Tilapia are horribly invasive and can wreck natural ecosystems – that is not very sustainable and arguably promotes disorder. Folks throw the word sustainable around but do not know what it really means. There could never be 100% sustainability because that would defy the second law of thermodynamics or the entropy law. “Thermodynamics indicates that economic growth leads to increasing disorder” Sustainable development attempts to bring down the level of disorder or manage it. It is all we can really do.

People often confuse organic and sustainable or use them interchangeably. If I purchase organically grown apples from New Zealand at a supermarket in Michigan versus picking the apples growing in my own backyard in Michigan that behavior is not very sustainable. In fact, purchasing apples grown through the traditional mechanization process here in Michigan is actually more sustainable then me purchasing organic apples grown in New Zealand. However, locally grown organic produce from small farmers is much more sustainable and efficient in terms of economic opportunity and not increasing the entropy within a system. The same can be extrapolated to fish.
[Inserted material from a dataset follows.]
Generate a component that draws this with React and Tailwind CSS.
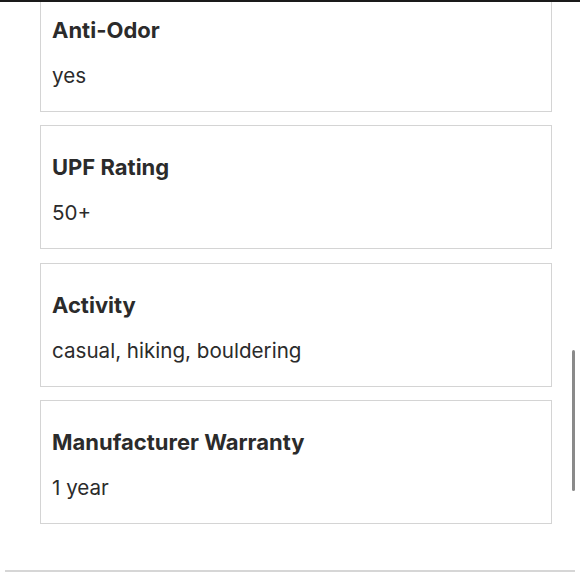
import React from "react";

const specs = [
  { label: "Anti-Odor", value: "yes" },
  { label: "UPF Rating", value: "50+" },
  { label: "Activity", value: "casual, hiking, bouldering" },
  { label: "Manufacturer Warranty", value: "1 year" },
];

const SpecCard = ({ label, value }) => (
  <div className="border border-[#d4d4d4] bg-white px-[11px] pt-[27px] pb-[21px]">
    <h3 className="text-[22px] leading-[28px] font-bold text-[#2b2b2b]">
      {label}
    </h3>
    <p className="mt-[18px] text-[20.6px] leading-[28px] text-[#2b2b2b]">
      {value}
    </p>
  </div>
);

export default function App() {
  return (
    <div
      className="relative h-[580px] w-[580px] overflow-hidden bg-white"
      style={{ fontFamily: "Inter, Roboto, sans-serif" }}
    >
      <div className="absolute left-0 right-0 top-0 z-10 h-[2px] bg-[#1a1a1a]" />
      <div className="-mt-[12px] ml-[40px] flex w-[512px] flex-col gap-[13.33px]">
        {specs.map((s) => (
          <SpecCard key={s.label} label={s.label} value={s.value} />
        ))}
      </div>
      <div className="mx-[5px] mt-[46px] h-[2px] bg-[#d6d6d6]" />
      <div className="absolute right-[5px] top-[350px] h-[141px] w-[3px] rounded-full bg-[#8a8a8a]" />
    </div>
  );
}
People make the argument for tilapia because they grow fast and can be fed on a vegetarian diet. I use to farm them in Peace Corps as part of an integrated sustainable farming model. The pond is stocked with fingerlings and a compost/cow manure pile is used to produce an algal bloom to feed the fish in addition to any vegetable scarps such as rice and taro leaves. In 6 months, you have hand-sized tilapia that are great for frying. You harvest and keep some fingerlings to restock. It is a pretty sustainable system with no need for fertilizer inputs. The downside is that Tilapia are invasive and must be kept appropriately so they do not escape. In Madagascar, unfortunately tilapia were everywhere and pose a threat to the beautiful native cichlids. Since tilapia sp. are African cichlids too, I was interested in possibly farming native cichlid species to preserve biodiversity and promote an alternative but the country broke out in war. As we all know, war is not very sustainable.

Mark Powell said...

Buck, what about the concern that farming native species will produce inferior strains of native species that will interbreed if they escape? Using natives is not a solution by itself.
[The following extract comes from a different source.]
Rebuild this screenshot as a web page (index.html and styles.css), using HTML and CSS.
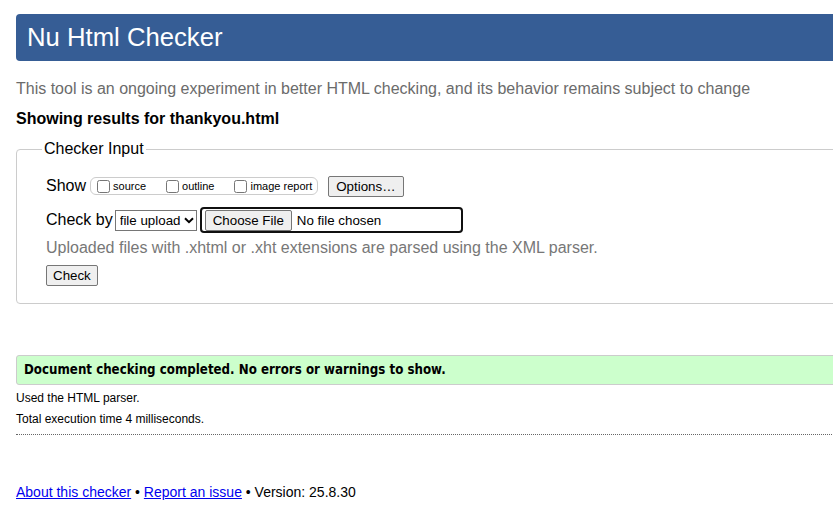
FILE: index.html
```html
<!DOCTYPE html>
<html lang="en">
<head>
<meta charset="utf-8">
<title>Nu Html Checker</title>
<link rel="stylesheet" href="styles.css">
</head>
<body>
<div class="page">
  <h1 class="banner">Nu Html Checker</h1>
  <p class="intro">This tool is an ongoing experiment in better HTML checking, and its behavior remains subject to change</p>
  <p class="showing">Showing results for thankyou.html</p>
  <fieldset class="input">
    <legend>Checker Input</legend>
    <div class="row">
      <span class="lbl">Show</span>
      <span class="opts">
        <label><input type="checkbox"><span>source</span></label>
        <label><input type="checkbox"><span>outline</span></label>
        <label><input type="checkbox"><span>image report</span></label>
      </span>
      <button class="btn options" type="button">Options…</button>
    </div>
    <div class="row row2">
      <span class="lbl">Check by</span>
      <span class="selwrap">
        <select class="sel"><option>file upload</option></select>
        <svg class="chev" width="10" height="7" viewBox="0 0 10 7" aria-hidden="true"><path d="M1 1.2 L5 5.2 L9 1.2" fill="none" stroke="#000" stroke-width="2"/></svg>
      </span>
      <span class="file"><button class="btn choose" type="button">Choose File</button><span class="nofile">No file chosen</span></span>
    </div>
    <p class="note">Uploaded files with .xhtml or .xht extensions are parsed using the XML parser.</p>
    <button class="btn check" type="button">Check</button>
  </fieldset>
  <p class="success">Document checking completed. No errors or warnings to show.</p>
  <p class="meta">Used the HTML parser.</p>
  <p class="meta">Total execution time 4 milliseconds.</p>
  <hr class="rule">
  <p class="footer"><a href="#">About this checker</a> • <a href="#">Report an issue</a> • Version: 25.8.30</p>
</div>
</body>
</html>
```
FILE: styles.css
```css
html, body { margin: 0; padding: 0; overflow: hidden; background: #fff; }
body { font-family: "Liberation Sans", Arial, sans-serif; color: #000; }
.page { width: 880px; padding: 14px 0 0 16px; }
.banner {
  margin: 0;
  height: 47px;
  box-sizing: border-box;
  padding: 6px 0 0 11px;
  background: #365d95;
  color: #fff;
  font-weight: normal;
  font-size: 25.7px;
  line-height: 34px;
  border-radius: 4px;
}
.intro { margin: 18px 0 0; font-size: 16px; line-height: 20px; color: #6b6b6b; }
.showing { margin: 10px 0 0; font-size: 16px; line-height: 20px; font-weight: bold; }
.input {
  margin: 11px 0 0;
  border: 1px solid #ccc;
  border-radius: 4px;
  padding: 9px 0 17px 29px;
  min-inline-size: 0;
}
.input legend { font-size: 16px; padding: 0 2px; margin-left: -4px; line-height: 18px; }
.row { display: flex; align-items: center; height: 28px; margin-top: 5px; }
.row2 { margin-top: 6px; }
.lbl { font-size: 16px; margin-right: 4px; }
.row2 .lbl { margin-right: 2px; }
.opts {
  display: inline-flex;
  align-items: center;
  border: 1px solid #ccc;
  border-radius: 6px;
  height: 16px;
  padding: 0 5px 0 2px;
  margin-right: 10px;
}
.opts label { display: inline-flex; align-items: center; font-size: 11px; margin-right: 16px; }
.opts label:last-child { margin-right: 0; }
.opts input { margin: 0 3px 0 4px; width: 13px; height: 13px; }
.btn {
  font-family: "Liberation Sans", Arial, sans-serif;
  font-size: 13.33px;
  background: #efefef;
  border: 1px solid #767676;
  border-radius: 2px;
  padding: 1px 6px;
  color: #000;
}
.options { height: 21px; padding: 1px 7px; }
.selwrap { position: relative; display: inline-flex; margin-right: 3px; }
.sel {
  appearance: none;
  -webkit-appearance: none;
  font-family: "Liberation Sans", Arial, sans-serif;
  font-size: 13.33px;
  color: #000;
  width: 82px;
  height: 21px;
  border: 1px solid #767676;
  border-radius: 0;
  background: #fff;
  margin: 0;
  padding: 0 0 0 4px;
}
.chev { position: absolute; right: 3px; top: 7px; pointer-events: none; }
.file {
  display: inline-flex;
  align-items: center;
  width: 263px;
  height: 26px;
  box-sizing: border-box;
  border: 2px solid #101010;
  border-radius: 4px;
  padding-left: 3px;
}
.choose { height: 21px; padding: 1px 7px; }
.nofile { font-size: 13.33px; margin-left: 5px; }
.note { margin: 5px 0 0; font-size: 16px; line-height: 18px; color: #777; }
.check { margin-top: 8px; height: 21px; }
.success {
  margin: 51px 0 0;
  background: #ccffcc;
  border: 1px solid #ccc;
  border-radius: 3px 0 0 3px;
  padding: 6px 7px;
  font-family: "DejaVu Sans Condensed", "DejaVu Sans", Verdana, sans-serif;
  font-stretch: semi-condensed;
  font-weight: bold;
  font-size: 13.2px;
  line-height: 16px;
}
.meta { margin: 6px 0 0; font-size: 12px; line-height: 15px; }
.meta + .meta { margin-top: 6px; }
.rule { margin: 7px 0 0; border: 0; border-top: 1px dotted #666; height: 0; }
.footer { margin: 49px 0 0; font-size: 14px; line-height: 17px; }
.footer a { color: #0000ee; }
```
Escapes are a problem, but what do we do? Stop all fish farming? There are many issues involved in sustainability, as you have pointed out. Since we have to grow food, we should compare impacts of various options, not look for mythical zero impact solutions.

Buck said...

I agree that using natives should not be a single solution or probably even viable in most situations. I just thought it was a good idea at the time and probably could work since tilapia nilotica had to be viewed as such at one time. "We should compare impacts of various options" was my point exactly since zero impact cannot happen. A holistic, healthy, negotiated, well thought framework is best.